Recap: Do Lecture’s Lazy ChatGPT course
AI is everywhere. It feels like part monolith of uncertainty, part massive window of opportunity. So, when you’re pushed for time and have a thousand other plates to juggle – where do you begin?
In situations like these the place we like to start is to check out what the good people at Do Lectures are thinking.
The latest in their series of Lazy Discipline courses explores ChatGPT, and here are our key takeaways from what was a great intro to the tool that everyone’s talking about.
Context is key
ChatGPT isn’t a search engine. You need to put quality in questions to get quality answers out, and giving context is key. Tell it about you, your writing style, and the purpose of the what you want to achieve, i.e., sales email, warm tone. And always remember, context before prompt.
Use anchor notes
It’s likely you’ll be asking ChatGPT to assist you with similar tasks on repeat so try to keep a record of what’s worked for you. Building anchor notes or a simple document to hold all this gold means you’re one step ahead and can just copy and paste each time.
Narrow things down
Try to get as granular as you can with questions and prompts. If you’re vague, the answers will be too. Be super-specific and think of different angles that will help the AI unearth pearls of wisdom.

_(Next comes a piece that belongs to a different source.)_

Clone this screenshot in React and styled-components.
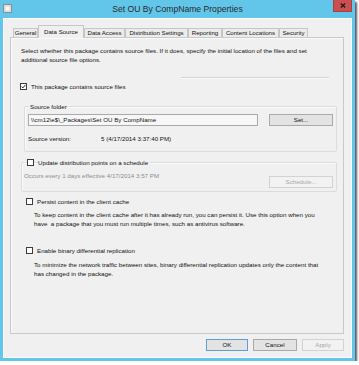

ChatGPT is the ultimate research tool – if you ask it the right questions. You can use it for fact checking, finding research papers, defining terms, and summarising data. Struggling with a concept? Ask it to explain it with a metaphor. Want to mix up your digital ads? Ask it to rewrite them and then AB test to see which is best.
It’s you vs you
AI has been billed by some as a ‘robots vs humans battle’ but it’s really an opportunity to get better at being you. You can’t outsource your voice, but you can use ChatGPT for inspiration. Ask it to ‘make this shorter but say more’, to ‘show examples of how I can make it better’, or for 10 alternative headlines that might spark new ideas for you to play with.
ChatGPT is a wonderful opportunity to challenge our assumptions, to come at questions in a different way, and to find new angles. Ask it the same questions as everyone else you’ll get the stock answers but think of the pain points others might not have addressed and it’s a different story. Ask how different industries or even personalities might approach a problem or task: How would Einstein approach brainstorming? What if Barack Obama was to write an ad for cat food? You can use it to find new frameworks for brainstorming too.
ChatGPT has the potential to be a really powerful tool that will no doubt get better and better with every iteration. With a bit of experimentation we’re looking forward to learning how to harness it to help us work smarter and faster.